If England are on the tenth floor, Ballance reached the fourth floor before someone was sent down to get him. Often, a player who fights his way back into the team is shot-through with confidence because it’s been a real struggle and he’s made an unarguable case to return to the side.

Gary Ballance is not such a player. His return was too easy.

As we said about James Taylor in 2014, the optimum moment to select a batsman is not when he thinks he deserves a place in the side; it’s when he’s completely irritated because he can’t quite believe he isn’t getting a game.

There’s an art to timing a recall. You’ve got one guy who thinks: “This is a nice surprise – I was only up to the fourth floor,” and another guy who’s spent God-knows-how-long trying to prise open the tenth floor window. When it’s finally opened for him, he says “about bloody time” with a face like thunder. Which would you want in your team?

Conclusion

Long term, bringing Gary Ballance back into the Test team in 2016 did his confidence – and therefore his form – no good at all.

21 comments

  1. To coin a phrase from finance/economic gloom mongers, a ‘dead cat bounce’?

    YGB does look like he might be bouncier than other dropped players, though.

  2. In other news, Aussies in dropping a bowler because of poor batting, rather than bowling, ability shock…

    1. Felt like it would.

      Hope he proves us wrong or failing that bounces back in gravity-defying fashion.

  3. I like Ballance, I hope he has a long England career. He’s the perfect type of player to have in the middle order, the rock who can anchor an innings, although he’s not playing like that at the moment. He gives the team a good balance, so to speak, with the flair players around him.

    He’s not had a great year, but I’m not sure it’s as bad as people make out. He played well against Pakistan, better than his scores suggest. He scored some priceless runs which directly affected the series result. Against Bangladesh it’s a nightmare scenario to save a career, a low scoring series with batsmen failing everywhere, but his scores stand out more.

    His face doesn’t fit, a little like Trott in ODI cricket. He’s a little ugly in his technique, he’s not a crowd puller, any poor run & the vultures circle.

    He’s a young man, only 26. He’s statistically the best young batsman on the county circuit and has been for a long time. His figures, pretty much averaging 50 in FC and List A cricket are very impressive, and let’s not forget he did transfer that into test cricket.

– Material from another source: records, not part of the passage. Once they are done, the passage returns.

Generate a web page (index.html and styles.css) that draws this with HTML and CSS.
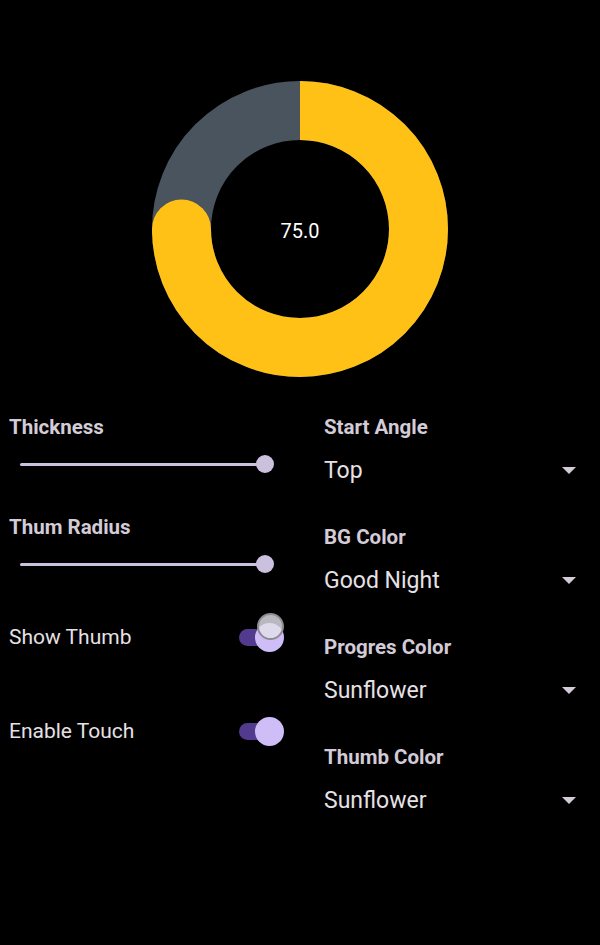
FILE: index.html
```html
<!DOCTYPE html>
<html>
<head>
<meta charset="utf-8">
<link rel="stylesheet" href="styles.css">
</head>
<body>
<div class="chart">
  <svg class="ring" width="296" height="296" viewBox="0 0 296 296">
    <circle cx="148" cy="148" r="118.5" fill="none" stroke="#4a545e" stroke-width="59"/>
    <path d="M148 29.5 A118.5 118.5 0 1 1 29.5 148" fill="none" stroke="#ffc116" stroke-width="59"/>
    <circle cx="29.5" cy="148" r="29.5" fill="#ffc116"/>
  </svg>
  <div class="value">75.0</div>
</div>
<div class="controls">
  <div class="col left">
    <div class="label">Thickness</div>
    <div class="slider slider-first"><div class="track"></div><div class="knob"></div></div>
    <div class="label">Thum Radius</div>
    <div class="slider"><div class="track"></div><div class="knob"></div></div>
    <div class="toggle-row first">
      <span class="toggle-text">Show Thumb</span>
      <div class="switch"><div class="sw-track"></div><div class="sw-thumb"></div><div class="sw-ripple"></div></div>
    </div>
    <div class="toggle-row">
      <span class="toggle-text">Enable Touch</span>
      <div class="switch"><div class="sw-track"></div><div class="sw-thumb"></div></div>
    </div>
  </div>
  <div class="col right">
    <div class="field">
      <div class="label">Start Angle</div>
      <div class="select"><span>Top</span><span class="arrow"></span></div>
    </div>
    <div class="field">
      <div class="label">BG Color</div>
      <div class="select"><span>Good Night</span><span class="arrow"></span></div>
    </div>
    <div class="field">
      <div class="label">Progres Color</div>
      <div class="select"><span>Sunflower</span><span class="arrow"></span></div>
    </div>
    <div class="field">
      <div class="label">Thumb Color</div>
      <div class="select"><span>Sunflower</span><span class="arrow"></span></div>
    </div>
  </div>
</div>
</body>
</html>
```
FILE: styles.css
```css
html, body {
  margin: 0;
  padding: 0;
  background: #000;
  font-family: Roboto, "Noto Sans", sans-serif;
  color: #e6e1e5;
}
body {
  width: 600px;
  height: 945px;
  overflow: hidden;
}
.chart {
  position: relative;
  width: 296px;
  height: 296px;
  margin: 81px auto 0;
}
.ring {
  display: block;
}
.value {
  position: absolute;
  left: 0;
  right: 0;
  top: 0;
  bottom: 0;
  display: flex;
  align-items: center;
  justify-content: center;
  font-size: 20px;
  color: #fff;
  padding-top: 3px;
}
.controls {
  display: grid;
  grid-template-columns: 300px 276px;
  column-gap: 24px;
  margin-top: 38px;
}
.label {
  height: 24px;
  line-height: 24px;
  font-size: 20.5px;
  font-weight: 700;
  color: #d3cbd7;
}
.left {
  padding-left: 9px;
}
.slider {
  position: relative;
  height: 50px;
  margin-left: 11px;
  width: 254px;
  display: flex;
  align-items: center;
}
.slider-first {
  margin-bottom: 26px;
}
.track {
  width: 245px;
  height: 3px;
  background: #cbc0de;
  border-radius: 2px;
}
.knob {
  position: absolute;
  left: 236px;
  top: 16px;
  width: 18px;
  height: 18px;
  border-radius: 50%;
  background: #cbc0de;
}
.toggle-row {
  display: flex;
  align-items: center;
  justify-content: space-between;
  height: 48px;
  width: 277px;
}
.toggle-row.first {
  margin-top: 24px;
  margin-bottom: 46px;
}
.toggle-text {
  font-size: 21px;
  color: #e6e1e5;
}
.switch {
  position: relative;
  width: 47px;
  height: 30px;
}
.sw-track {
  position: absolute;
  left: 0;
  top: 7px;
  width: 40px;
  height: 17px;
  border-radius: 9px;
  background: #523a8e;
}
.sw-thumb {
  position: absolute;
  left: 16px;
  top: 1px;
  width: 29px;
  height: 29px;
  border-radius: 50%;
  background: #cfbdf8;
}
.sw-ripple {
  position: absolute;
  left: 18px;
  top: -9px;
  width: 23px;
  height: 23px;
  border-radius: 50%;
  background: rgba(226, 224, 232, 0.82);
  border: 2px solid #8e8b92;
}
.right {
  display: flex;
  flex-direction: column;
}
.field {
  margin-bottom: 35px;
}
.select {
  display: flex;
  align-items: center;
  justify-content: space-between;
  height: 40px;
  margin-top: 11px;
  font-size: 23px;
  color: #e6e1e5;
  padding-right: 24px;
}
.arrow {
  width: 0;
  height: 0;
  border-left: 7px solid transparent;
  border-right: 7px solid transparent;
  border-top: 7px solid #d3cbd7;
}
```
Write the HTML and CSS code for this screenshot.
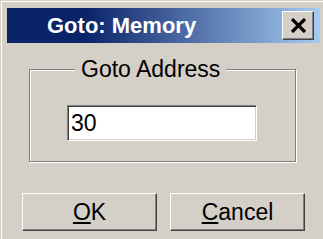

    If Hameed averages 40 after 20 tests with 4 hundreds we’ll give him a knighthood. Ballance deserves more respect. The hatred towards him is unfair.

    1. Don’t think anyone hates Ballance, do they? We, and most of our readers, bloody love him.

      We just wish he was making a few more runs at the minute because he hasn’t produced many this year and hasn’t especially looked like doing so either.

  4. Do England need to permanently call on Jos Buttler to be their test wicket keeper batsman?
    There’s two types of keeper/batsman. Firstly, the Mark Boucher role. Averaging 30 odd, only four centuries, but who is actually priceless. They can only bat at seven, they wouldn’t play as a batsman alone up the order. They specialise in anchoring the lower order, creating vital late partnerships and dictating the pace of the innings.

    The other type is the Kumar Sangakkara, a 25+ career century batsman who bats up the order, but somewhere down the line learnt to keep wicket too.

    The latter doesn’t work. You can’t keep wicket & be at your best with the bat.

    England have it all wrong at the moment. They have a 25+ career century batsman batting down at seven. These batsmen don’t come along very often. Bairstow needs to lose the gloves and do only what he was born to do, bat.

    Buttler is a very different type of batsman to Bairstow. He’s not a top order 25+ batsman yet he’s still one of the most gifted batsmen England has ever produced, as he’s proving with the white ball. If England could transfer that talent into red ball cricket, he could be devastating in the ‘Boucher’ role, and freeing up the top order batsman we currently have stuck at seven.

    How would you go about the English keeper conundrum?

    1. Big “If”, that penultimate sentence, considering he hasn’t looked like doing anything of the sort. Me, I’d keep picking YJB, who has looked like improving substantially with the gloves; keep playing him at 5, where he works; and unless Jos plays some FC and does well, I’d pick someone like Foakes (who is a keeper first) for backup.

      1. Yeah, on recent evidence it doesn’t seem a conundrum. Jonny Bairstow has been batting well as a wicketkeeper and keeping pretty well too. Buttler is no specialist keeper, don’t forget.

        That isn’t to say we wouldn’t like to see Buttler play Test cricket though – even as a specialist batsman. It’s hard to see how he can earn selection, but it might come his way this winter simply by England burning through other squad options.

    2. I’m not so sure there is a keeping conundrum. Bairstow is keeping wicket very well and batting very well. Why change it to fit someone in who isn’t a better keeper and isn’t a better batsman. Doesn’t make much sense to me.

  5. Buttler averaged over 50 is his first 8 tests, then 13 in his next 7. There’s test potential there isn’t there

    1. Certainly is test potential. However he was dropped after a poor run of form with bat and gloves and has done nothing to work his way back in the side. Don’t shoehorn someone in just because they have talent. They need to prove their talent is test class over an extended period of time in all conditions against good bowling attacks. Something that Jos has failed to do.